STATED PROBLEM ::
Copy out all lines where "index" appears.

====

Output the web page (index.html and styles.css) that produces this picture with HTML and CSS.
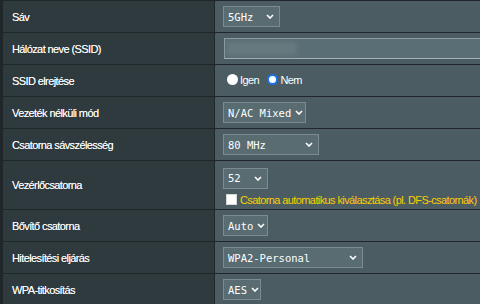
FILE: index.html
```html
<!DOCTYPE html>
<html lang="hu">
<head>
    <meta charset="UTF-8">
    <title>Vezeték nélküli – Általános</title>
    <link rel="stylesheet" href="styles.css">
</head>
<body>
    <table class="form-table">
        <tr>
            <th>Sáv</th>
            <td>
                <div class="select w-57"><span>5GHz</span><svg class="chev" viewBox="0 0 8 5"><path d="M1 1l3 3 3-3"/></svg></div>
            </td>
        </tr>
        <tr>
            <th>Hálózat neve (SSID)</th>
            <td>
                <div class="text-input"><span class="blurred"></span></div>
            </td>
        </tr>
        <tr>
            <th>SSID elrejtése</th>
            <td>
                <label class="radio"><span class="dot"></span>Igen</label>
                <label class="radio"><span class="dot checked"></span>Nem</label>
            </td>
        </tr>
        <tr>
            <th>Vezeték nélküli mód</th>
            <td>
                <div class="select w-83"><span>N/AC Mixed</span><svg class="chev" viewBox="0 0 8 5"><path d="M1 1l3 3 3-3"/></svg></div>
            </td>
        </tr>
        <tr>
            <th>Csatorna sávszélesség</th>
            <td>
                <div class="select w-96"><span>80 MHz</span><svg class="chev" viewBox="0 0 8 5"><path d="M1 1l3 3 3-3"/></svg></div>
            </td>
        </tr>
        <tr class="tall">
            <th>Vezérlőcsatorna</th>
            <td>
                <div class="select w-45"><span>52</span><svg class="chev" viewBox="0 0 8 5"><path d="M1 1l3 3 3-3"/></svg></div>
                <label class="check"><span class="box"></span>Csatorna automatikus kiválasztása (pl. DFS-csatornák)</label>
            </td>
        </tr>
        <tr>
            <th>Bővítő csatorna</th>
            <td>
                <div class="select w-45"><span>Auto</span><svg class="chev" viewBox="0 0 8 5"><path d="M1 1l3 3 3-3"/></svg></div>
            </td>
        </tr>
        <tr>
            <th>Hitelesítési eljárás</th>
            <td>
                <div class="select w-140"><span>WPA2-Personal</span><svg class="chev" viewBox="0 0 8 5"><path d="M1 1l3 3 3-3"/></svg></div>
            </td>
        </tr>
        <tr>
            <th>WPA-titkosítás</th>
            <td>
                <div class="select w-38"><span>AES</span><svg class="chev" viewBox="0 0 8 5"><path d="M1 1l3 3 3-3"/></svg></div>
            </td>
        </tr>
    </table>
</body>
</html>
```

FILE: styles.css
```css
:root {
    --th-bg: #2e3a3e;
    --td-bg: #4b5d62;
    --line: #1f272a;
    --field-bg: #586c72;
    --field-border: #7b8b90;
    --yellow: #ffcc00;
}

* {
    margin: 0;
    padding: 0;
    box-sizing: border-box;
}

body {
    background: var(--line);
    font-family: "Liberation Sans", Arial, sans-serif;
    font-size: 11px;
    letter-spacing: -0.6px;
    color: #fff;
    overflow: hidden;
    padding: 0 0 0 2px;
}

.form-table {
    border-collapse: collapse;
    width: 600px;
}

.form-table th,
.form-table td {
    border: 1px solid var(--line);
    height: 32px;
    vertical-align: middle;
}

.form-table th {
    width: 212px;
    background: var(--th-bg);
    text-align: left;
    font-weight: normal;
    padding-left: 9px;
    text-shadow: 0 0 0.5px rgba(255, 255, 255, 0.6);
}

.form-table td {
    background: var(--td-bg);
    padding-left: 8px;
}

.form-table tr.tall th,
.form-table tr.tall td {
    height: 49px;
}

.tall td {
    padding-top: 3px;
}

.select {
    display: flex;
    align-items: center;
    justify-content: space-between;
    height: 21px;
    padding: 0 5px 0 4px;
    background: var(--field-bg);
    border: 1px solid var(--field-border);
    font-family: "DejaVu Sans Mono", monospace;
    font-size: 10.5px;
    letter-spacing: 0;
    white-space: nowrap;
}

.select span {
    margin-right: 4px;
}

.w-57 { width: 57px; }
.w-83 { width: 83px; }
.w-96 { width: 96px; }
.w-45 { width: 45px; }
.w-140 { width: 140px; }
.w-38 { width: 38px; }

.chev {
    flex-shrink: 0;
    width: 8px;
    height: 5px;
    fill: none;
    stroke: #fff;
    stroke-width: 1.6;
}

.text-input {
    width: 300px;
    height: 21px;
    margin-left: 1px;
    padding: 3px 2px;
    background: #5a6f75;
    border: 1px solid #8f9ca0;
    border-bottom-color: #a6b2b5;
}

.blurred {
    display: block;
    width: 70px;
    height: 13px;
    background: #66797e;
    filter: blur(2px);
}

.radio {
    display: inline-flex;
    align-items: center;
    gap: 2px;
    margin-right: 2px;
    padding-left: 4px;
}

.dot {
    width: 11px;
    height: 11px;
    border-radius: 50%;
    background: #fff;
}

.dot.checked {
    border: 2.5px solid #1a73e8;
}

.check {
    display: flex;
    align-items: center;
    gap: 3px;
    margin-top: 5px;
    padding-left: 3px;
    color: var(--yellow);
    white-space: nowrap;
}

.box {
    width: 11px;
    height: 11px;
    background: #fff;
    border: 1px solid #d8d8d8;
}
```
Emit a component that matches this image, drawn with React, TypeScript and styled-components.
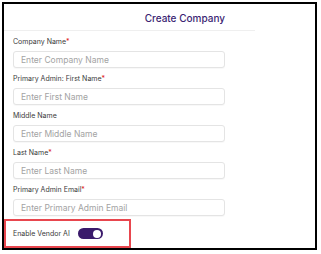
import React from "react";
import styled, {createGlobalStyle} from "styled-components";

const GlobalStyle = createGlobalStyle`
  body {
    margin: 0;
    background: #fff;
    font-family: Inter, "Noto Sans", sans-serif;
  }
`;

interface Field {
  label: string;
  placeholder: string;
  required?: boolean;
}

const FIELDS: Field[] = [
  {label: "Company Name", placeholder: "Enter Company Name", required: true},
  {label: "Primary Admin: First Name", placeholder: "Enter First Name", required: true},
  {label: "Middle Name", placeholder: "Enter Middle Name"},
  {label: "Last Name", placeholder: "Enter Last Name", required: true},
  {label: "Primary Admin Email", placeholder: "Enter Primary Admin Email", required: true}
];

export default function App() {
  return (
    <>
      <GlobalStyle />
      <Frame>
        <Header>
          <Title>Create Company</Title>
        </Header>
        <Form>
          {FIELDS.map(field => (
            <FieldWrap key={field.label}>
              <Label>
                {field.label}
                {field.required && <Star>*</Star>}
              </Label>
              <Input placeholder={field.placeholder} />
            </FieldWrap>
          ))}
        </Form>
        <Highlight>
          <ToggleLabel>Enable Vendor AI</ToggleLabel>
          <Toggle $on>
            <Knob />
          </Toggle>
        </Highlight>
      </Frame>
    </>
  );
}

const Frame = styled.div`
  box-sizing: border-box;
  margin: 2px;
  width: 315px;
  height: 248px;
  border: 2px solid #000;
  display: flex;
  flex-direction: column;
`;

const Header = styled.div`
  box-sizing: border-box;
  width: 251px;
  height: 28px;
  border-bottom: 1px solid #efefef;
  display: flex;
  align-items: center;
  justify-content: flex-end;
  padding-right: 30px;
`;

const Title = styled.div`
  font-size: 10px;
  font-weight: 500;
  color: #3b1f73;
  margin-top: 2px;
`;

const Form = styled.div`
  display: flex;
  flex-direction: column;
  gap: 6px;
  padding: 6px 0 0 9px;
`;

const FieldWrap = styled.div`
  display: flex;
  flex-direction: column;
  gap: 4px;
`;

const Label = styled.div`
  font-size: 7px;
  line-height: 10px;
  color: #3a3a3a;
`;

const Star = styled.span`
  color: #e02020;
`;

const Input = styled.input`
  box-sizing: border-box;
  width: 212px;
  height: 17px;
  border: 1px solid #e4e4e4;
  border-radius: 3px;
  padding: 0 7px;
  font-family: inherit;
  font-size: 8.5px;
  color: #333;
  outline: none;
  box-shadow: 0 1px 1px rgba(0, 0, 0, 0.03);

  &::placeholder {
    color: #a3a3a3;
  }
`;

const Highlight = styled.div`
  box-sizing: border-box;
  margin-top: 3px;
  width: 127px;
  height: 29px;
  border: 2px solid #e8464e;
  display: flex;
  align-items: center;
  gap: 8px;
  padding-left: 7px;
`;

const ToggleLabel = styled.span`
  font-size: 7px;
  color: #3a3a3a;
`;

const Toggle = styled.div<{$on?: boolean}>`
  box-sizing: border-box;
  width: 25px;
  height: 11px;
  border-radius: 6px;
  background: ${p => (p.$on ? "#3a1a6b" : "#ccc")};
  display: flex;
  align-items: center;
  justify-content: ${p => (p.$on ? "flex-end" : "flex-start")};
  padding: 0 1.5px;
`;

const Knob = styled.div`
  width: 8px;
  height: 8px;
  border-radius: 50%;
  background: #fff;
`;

====

SOLVED PROBLEM ::
Output the web page (index.html and styles.css) that produces this picture with HTML and CSS.
FILE: index.html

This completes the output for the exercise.